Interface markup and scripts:
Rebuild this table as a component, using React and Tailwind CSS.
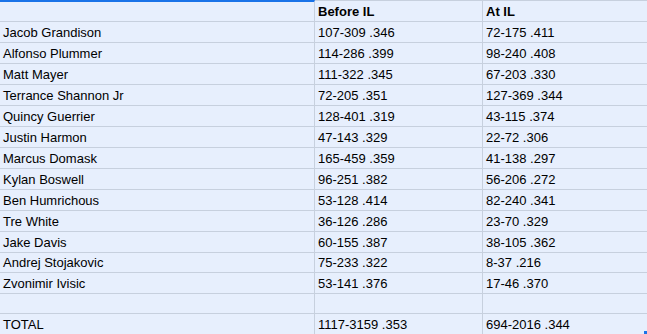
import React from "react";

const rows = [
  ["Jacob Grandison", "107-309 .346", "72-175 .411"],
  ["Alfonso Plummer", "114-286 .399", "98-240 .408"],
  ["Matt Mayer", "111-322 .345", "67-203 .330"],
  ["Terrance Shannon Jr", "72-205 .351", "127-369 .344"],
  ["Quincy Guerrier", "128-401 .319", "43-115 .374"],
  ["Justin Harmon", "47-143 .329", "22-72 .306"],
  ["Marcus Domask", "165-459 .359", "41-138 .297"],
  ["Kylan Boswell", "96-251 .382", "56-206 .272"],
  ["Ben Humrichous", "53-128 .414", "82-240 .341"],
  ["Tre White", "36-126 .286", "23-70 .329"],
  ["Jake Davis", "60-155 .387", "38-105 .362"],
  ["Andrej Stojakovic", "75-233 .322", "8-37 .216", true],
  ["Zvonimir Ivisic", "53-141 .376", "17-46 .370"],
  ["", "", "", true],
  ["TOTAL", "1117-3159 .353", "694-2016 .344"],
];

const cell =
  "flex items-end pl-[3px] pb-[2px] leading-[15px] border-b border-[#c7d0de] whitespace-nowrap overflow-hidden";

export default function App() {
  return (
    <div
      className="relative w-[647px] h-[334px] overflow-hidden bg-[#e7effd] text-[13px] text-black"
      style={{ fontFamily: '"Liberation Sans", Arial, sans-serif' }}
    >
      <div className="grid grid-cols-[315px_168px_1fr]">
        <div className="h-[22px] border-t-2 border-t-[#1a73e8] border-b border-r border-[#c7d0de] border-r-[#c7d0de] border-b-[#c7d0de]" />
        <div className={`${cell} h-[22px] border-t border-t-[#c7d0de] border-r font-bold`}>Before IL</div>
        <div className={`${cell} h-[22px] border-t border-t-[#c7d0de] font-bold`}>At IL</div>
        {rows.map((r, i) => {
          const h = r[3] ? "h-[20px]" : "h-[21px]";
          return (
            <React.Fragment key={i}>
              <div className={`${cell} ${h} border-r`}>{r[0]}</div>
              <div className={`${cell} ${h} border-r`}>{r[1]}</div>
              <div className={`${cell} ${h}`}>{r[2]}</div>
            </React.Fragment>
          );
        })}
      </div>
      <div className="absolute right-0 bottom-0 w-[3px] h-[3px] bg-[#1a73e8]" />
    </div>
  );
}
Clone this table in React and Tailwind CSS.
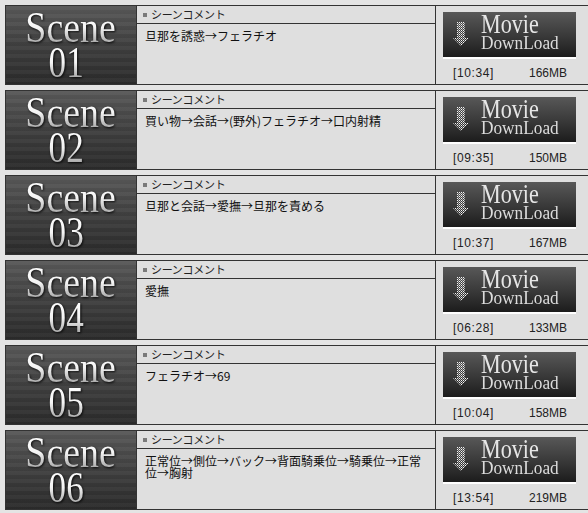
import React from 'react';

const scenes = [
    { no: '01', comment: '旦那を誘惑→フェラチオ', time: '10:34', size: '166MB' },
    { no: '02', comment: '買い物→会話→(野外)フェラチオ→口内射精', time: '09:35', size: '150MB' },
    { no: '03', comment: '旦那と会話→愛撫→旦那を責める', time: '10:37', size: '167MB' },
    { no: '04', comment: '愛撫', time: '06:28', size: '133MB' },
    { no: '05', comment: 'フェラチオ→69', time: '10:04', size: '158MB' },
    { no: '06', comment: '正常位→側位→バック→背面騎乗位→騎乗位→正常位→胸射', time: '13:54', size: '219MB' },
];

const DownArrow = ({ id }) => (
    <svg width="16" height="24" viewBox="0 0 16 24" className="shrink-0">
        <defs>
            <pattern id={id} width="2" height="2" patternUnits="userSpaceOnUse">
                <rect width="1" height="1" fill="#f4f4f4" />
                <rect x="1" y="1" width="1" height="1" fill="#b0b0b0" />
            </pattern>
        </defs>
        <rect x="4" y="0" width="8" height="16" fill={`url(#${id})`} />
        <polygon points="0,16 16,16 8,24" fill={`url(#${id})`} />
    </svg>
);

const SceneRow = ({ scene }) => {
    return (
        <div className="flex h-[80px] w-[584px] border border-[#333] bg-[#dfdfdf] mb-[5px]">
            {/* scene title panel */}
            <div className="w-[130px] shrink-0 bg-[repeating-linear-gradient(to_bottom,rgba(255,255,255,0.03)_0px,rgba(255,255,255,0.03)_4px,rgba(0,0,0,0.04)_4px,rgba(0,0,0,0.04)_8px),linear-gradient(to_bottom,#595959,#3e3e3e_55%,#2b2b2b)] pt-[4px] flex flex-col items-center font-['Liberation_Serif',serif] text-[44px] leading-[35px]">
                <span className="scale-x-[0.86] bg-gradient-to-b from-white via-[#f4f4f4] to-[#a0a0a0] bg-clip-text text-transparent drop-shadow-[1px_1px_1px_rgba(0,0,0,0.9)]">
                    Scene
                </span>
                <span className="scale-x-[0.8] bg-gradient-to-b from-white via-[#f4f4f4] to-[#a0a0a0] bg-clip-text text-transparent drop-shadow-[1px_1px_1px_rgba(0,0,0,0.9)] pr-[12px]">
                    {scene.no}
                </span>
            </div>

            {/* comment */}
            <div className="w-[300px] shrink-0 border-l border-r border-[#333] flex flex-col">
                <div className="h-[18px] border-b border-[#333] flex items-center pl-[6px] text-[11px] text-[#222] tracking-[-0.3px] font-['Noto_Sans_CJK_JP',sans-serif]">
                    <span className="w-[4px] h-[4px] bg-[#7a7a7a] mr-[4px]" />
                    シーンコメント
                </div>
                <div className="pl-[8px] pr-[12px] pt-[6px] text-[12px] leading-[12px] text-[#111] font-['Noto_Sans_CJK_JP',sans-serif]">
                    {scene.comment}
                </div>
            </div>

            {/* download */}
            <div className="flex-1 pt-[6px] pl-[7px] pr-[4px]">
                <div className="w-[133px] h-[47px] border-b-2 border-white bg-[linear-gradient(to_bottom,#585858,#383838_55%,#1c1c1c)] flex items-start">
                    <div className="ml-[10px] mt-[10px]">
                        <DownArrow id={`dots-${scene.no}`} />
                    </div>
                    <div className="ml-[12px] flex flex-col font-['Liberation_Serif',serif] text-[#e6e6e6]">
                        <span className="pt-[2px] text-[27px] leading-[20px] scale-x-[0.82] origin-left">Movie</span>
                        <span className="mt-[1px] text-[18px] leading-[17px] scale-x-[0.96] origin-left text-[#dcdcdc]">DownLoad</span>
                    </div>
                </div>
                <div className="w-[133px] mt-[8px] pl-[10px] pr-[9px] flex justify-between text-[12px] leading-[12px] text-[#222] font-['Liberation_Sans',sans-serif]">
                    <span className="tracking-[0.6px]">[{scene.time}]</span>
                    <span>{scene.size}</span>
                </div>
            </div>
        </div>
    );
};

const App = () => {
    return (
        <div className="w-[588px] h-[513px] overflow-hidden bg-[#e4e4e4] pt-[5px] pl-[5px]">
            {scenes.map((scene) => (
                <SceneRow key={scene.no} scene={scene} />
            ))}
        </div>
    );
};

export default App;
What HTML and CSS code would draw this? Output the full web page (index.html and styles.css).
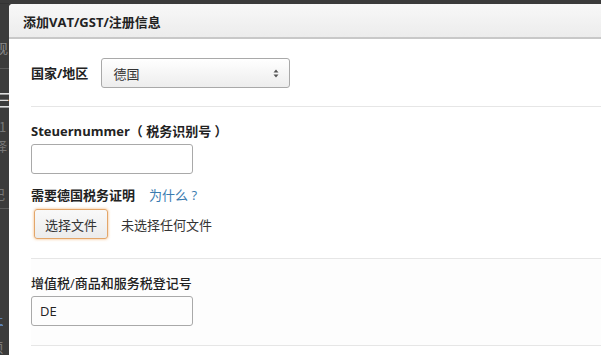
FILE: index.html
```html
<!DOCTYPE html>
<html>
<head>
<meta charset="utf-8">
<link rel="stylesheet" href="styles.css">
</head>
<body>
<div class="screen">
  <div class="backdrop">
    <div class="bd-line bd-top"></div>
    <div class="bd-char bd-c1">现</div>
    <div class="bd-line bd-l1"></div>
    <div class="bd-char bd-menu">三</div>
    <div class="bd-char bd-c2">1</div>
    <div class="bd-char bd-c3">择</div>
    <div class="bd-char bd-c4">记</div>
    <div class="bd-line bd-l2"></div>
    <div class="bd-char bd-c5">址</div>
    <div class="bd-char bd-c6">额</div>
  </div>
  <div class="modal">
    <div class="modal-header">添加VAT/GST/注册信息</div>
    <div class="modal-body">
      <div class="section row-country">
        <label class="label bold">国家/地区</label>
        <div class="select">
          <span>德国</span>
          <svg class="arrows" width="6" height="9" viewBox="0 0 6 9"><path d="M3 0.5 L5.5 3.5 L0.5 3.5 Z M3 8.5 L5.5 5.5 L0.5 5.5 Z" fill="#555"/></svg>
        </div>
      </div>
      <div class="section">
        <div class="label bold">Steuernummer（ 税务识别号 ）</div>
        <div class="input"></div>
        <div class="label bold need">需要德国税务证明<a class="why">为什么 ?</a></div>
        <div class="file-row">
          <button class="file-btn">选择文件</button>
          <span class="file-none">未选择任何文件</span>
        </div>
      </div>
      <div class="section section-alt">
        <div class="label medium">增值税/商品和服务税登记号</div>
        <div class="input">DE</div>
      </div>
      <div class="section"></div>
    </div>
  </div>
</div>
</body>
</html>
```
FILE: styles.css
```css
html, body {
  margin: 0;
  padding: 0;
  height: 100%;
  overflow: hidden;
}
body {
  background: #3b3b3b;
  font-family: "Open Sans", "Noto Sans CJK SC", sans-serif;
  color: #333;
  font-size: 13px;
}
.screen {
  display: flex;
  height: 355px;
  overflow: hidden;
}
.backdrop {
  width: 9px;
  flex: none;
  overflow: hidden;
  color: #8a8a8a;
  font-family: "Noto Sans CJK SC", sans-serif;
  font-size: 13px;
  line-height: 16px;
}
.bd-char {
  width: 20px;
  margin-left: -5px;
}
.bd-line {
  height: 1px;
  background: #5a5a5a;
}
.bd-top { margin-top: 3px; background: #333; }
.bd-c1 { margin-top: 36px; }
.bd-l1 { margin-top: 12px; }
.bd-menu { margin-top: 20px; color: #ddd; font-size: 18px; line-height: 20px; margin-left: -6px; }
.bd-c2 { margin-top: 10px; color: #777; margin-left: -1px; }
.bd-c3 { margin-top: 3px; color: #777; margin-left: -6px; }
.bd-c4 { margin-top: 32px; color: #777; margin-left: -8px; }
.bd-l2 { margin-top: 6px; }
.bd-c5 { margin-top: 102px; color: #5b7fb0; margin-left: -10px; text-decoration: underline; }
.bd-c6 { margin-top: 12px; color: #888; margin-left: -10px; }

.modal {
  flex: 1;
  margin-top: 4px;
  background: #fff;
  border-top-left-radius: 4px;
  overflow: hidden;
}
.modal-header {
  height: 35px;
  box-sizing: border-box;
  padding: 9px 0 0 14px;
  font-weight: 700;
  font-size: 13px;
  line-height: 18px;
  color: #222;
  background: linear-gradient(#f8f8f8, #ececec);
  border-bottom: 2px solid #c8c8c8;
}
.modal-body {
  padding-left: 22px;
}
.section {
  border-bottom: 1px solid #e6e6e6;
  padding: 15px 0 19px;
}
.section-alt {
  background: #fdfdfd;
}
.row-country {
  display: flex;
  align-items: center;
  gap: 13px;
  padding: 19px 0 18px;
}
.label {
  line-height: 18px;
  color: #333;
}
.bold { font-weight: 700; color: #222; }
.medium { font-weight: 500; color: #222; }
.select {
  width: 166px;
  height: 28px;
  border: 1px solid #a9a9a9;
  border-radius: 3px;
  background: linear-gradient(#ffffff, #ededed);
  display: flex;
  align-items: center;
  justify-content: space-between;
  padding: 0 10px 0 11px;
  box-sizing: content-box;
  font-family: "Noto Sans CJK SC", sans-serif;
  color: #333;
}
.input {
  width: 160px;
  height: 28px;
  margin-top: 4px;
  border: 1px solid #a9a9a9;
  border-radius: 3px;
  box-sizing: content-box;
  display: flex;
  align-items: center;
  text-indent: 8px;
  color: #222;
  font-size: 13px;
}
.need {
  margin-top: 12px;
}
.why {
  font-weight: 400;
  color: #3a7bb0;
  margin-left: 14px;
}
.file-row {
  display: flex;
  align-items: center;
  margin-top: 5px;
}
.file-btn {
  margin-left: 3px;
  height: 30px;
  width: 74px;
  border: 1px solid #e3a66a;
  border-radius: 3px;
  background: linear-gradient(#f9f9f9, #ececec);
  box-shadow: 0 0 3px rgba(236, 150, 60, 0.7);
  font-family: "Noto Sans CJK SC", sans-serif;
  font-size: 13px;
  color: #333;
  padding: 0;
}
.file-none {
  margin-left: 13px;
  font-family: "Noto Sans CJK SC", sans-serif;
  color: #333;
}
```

- **Problem to work on**
Restate exactly, please, only the lines between the start of the data and the line containing "items-end pl-[3px] pb-[2px]", both ends included, skipping the pictures.

- **Exercise output**
Rebuild this table as a component, using React and Tailwind CSS.
import React from "react";

const rows = [
  ["Jacob Grandison", "107-309 .346", "72-175 .411"],
  ["Alfonso Plummer", "114-286 .399", "98-240 .408"],
  ["Matt Mayer", "111-322 .345", "67-203 .330"],
  ["Terrance Shannon Jr", "72-205 .351", "127-369 .344"],
  ["Quincy Guerrier", "128-401 .319", "43-115 .374"],
  ["Justin Harmon", "47-143 .329", "22-72 .306"],
  ["Marcus Domask", "165-459 .359", "41-138 .297"],
  ["Kylan Boswell", "96-251 .382", "56-206 .272"],
  ["Ben Humrichous", "53-128 .414", "82-240 .341"],
  ["Tre White", "36-126 .286", "23-70 .329"],
  ["Jake Davis", "60-155 .387", "38-105 .362"],
  ["Andrej Stojakovic", "75-233 .322", "8-37 .216", true],
  ["Zvonimir Ivisic", "53-141 .376", "17-46 .370"],
  ["", "", "", true],
  ["TOTAL", "1117-3159 .353", "694-2016 .344"],
];

const cell =
  "flex items-end pl-[3px] pb-[2px] leading-[15px] border-b border-[#c7d0de] whitespace-nowrap overflow-hidden";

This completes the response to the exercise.